Last but not least, and worth an honorable mention here, are the Knights Templar and the Knights of Columbus. The Templars, of course, first being recognized as that Catholic military order, the Poor Fellow-Soldiers of Christ and the Temple of Solomon, who protected pilgrims on the road to Jerusalem and later amassed such a great deal of wealth they were a threat to the crowned heads of Europe. Today the Knights Templar are associated with the Masonic order. Amador County currently has on file incorporation papers for a Knights Templar Lodge. The Knights of Columbus, likewise a benevolent order established within the Catholic Church, serves the needs of the community through Amador County Council No. 1849 based at St. Katharine Drexel Parish Center. This fraternity, the world’s largest Catholic service organization, was founded by Michael McGiveny in Connecticut in 1882 and named for Christopher Columbus.

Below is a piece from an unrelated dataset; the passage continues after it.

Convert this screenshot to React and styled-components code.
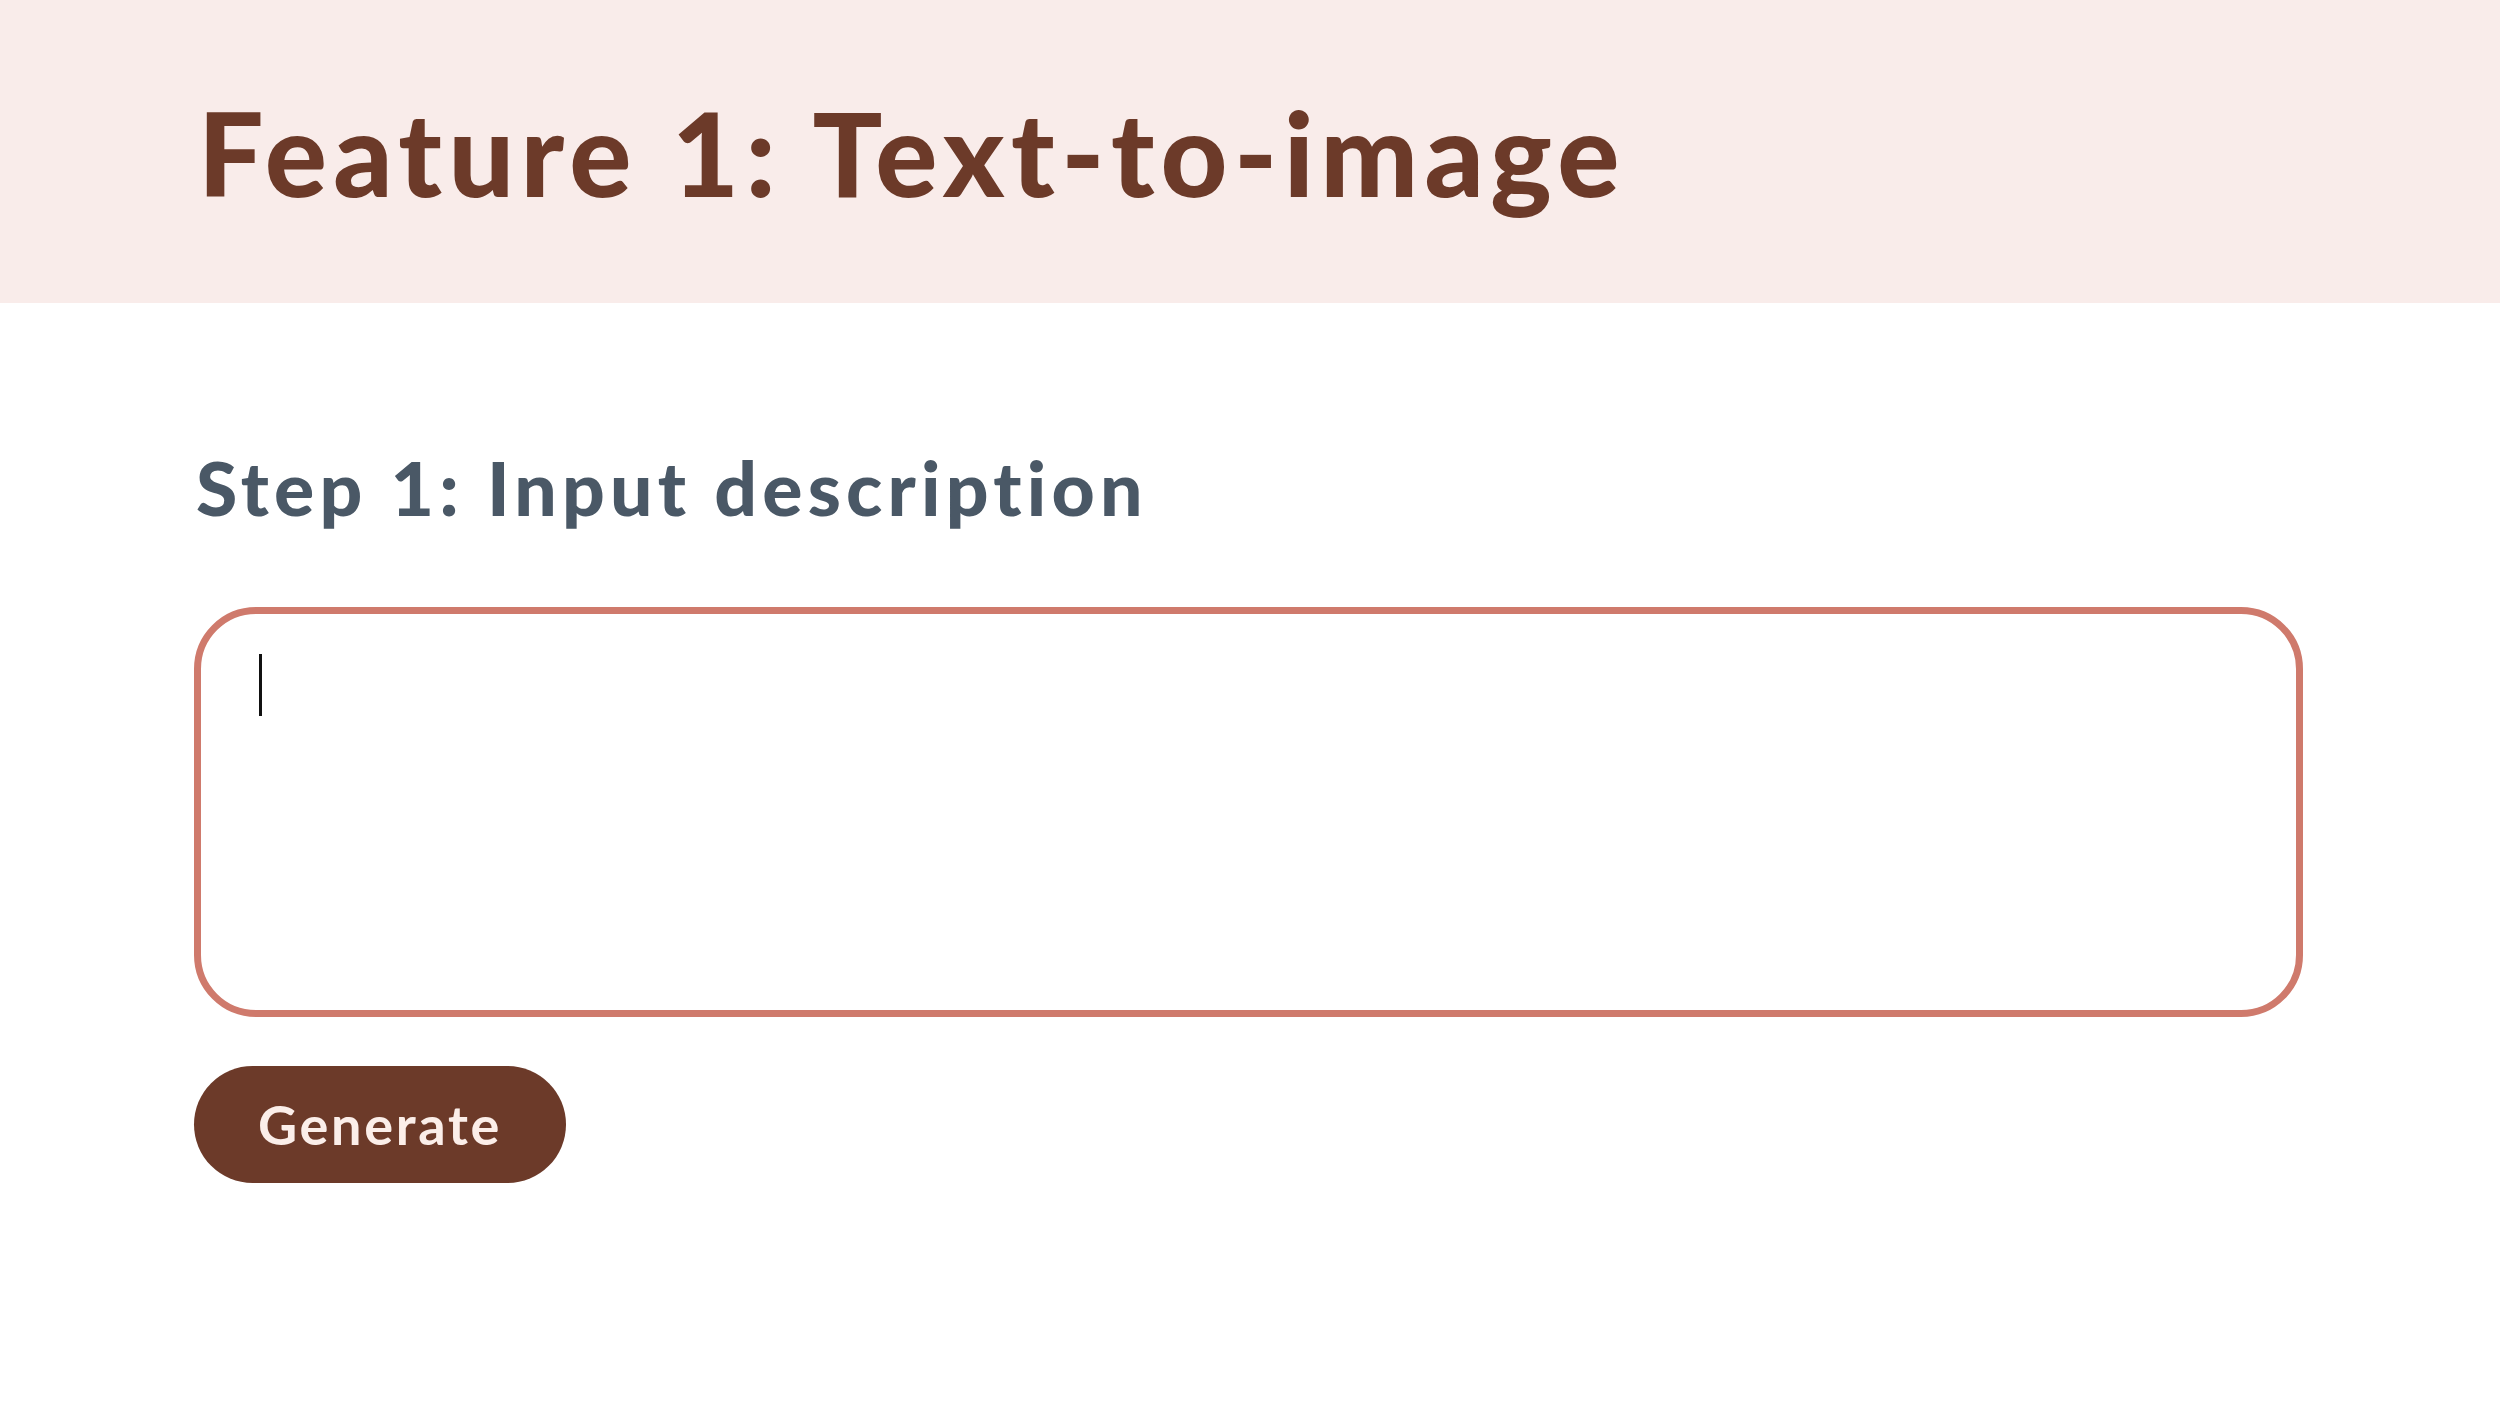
import React from "react";
import styled, { createGlobalStyle } from "styled-components";

const Global = createGlobalStyle`
  html, body { margin: 0; padding: 0; background: #ffffff; }
  body { font-family: "Lato", "Liberation Sans", sans-serif; }
  * { box-sizing: border-box; }
`;

const Page = styled.div`
  width: 2500px;
  min-height: 1406px;
  background: #ffffff;
`;

const Header = styled.header`
  height: 303px;
  background: #f9ecea;
  display: flex;
  align-items: flex-start;
  padding: 78px 0 0 198px;
`;

const Title = styled.h1`
  margin: 0;
  font-family: "Lato", sans-serif;
  font-weight: 900;
  font-size: 116px;
  line-height: 1.3;
  color: #6c3a29;
  letter-spacing: 6.4px;
`;

const Main = styled.main`
  padding: 0 197px 0 194px;
  display: flex;
  flex-direction: column;
  align-items: flex-start;
`;

const StepTitle = styled.h2`
  margin: 139px 0 0 0;
  font-family: "Lato", sans-serif;
  font-weight: 900;
  font-size: 75px;
  line-height: 1.2;
  color: #4a5866;
  padding-left: 2px;
  letter-spacing: 5.2px;
`;

const Field = styled.div`
  position: relative;
  margin-top: 75px;
  width: 100%;
`;

const Prompt = styled.textarea`
  display: block;
  width: 100%;
  height: 410px;
  border: 7px solid #cf7a6c;
  border-radius: 62px;
  padding: 42px 58px;
  font-family: "Lato", sans-serif;
  font-size: 52px;
  line-height: 1.2;
  color: #222;
  caret-color: transparent;
  resize: none;
  outline: none;
  background: #fff;
`;

const Caret = styled.span`
  position: absolute;
  left: 65px;
  top: 47px;
  width: 3px;
  height: 62px;
  background: #111;
  pointer-events: none;
`;

const Button = styled.button`
  margin-top: 49px;
  width: 372px;
  height: 117px;
  border: none;
  border-radius: 59px;
  background: #6c3a29;
  color: #fbeee9;
  font-family: "Lato", sans-serif;
  font-weight: 700;
  font-size: 54px;
  letter-spacing: 2.7px;
  cursor: pointer;
  display: flex;
  align-items: center;
  justify-content: center;
`;

export default function App() {
  return (
    <Page>
      <Global />
      <Header>
        <Title>Feature 1: Text-to-image</Title>
      </Header>
      <Main>
        <StepTitle>Step 1: Input description</StepTitle>
        <Field>
          <Prompt aria-label="Input description" />
          <Caret />
        </Field>
        <Button>Generate</Button>
      </Main>
    </Page>
  );
}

The original purpose was as a mutual benefit society for immigrant Catholics to America. As the organization grew, they expanded their charity beyond those of the Catholic faith to all members of the community. They are also known for their work providing disaster relief and the support of troops during war time. Amador’s first chapter, established as the Mother Lode Council 1910, was deactivated in 1926. When it was reactivated in 1997 the new name and number were assigned. The Knights of Columbus participate in many community events throughout the year in Amador County. In just a few weeks, on July 13th, they will host their 5th annual Knight Riders Car Show at St. Katharine Drexel Parish Center. I urge all readers to attend. The entirety of the proceeds will go to support local charities.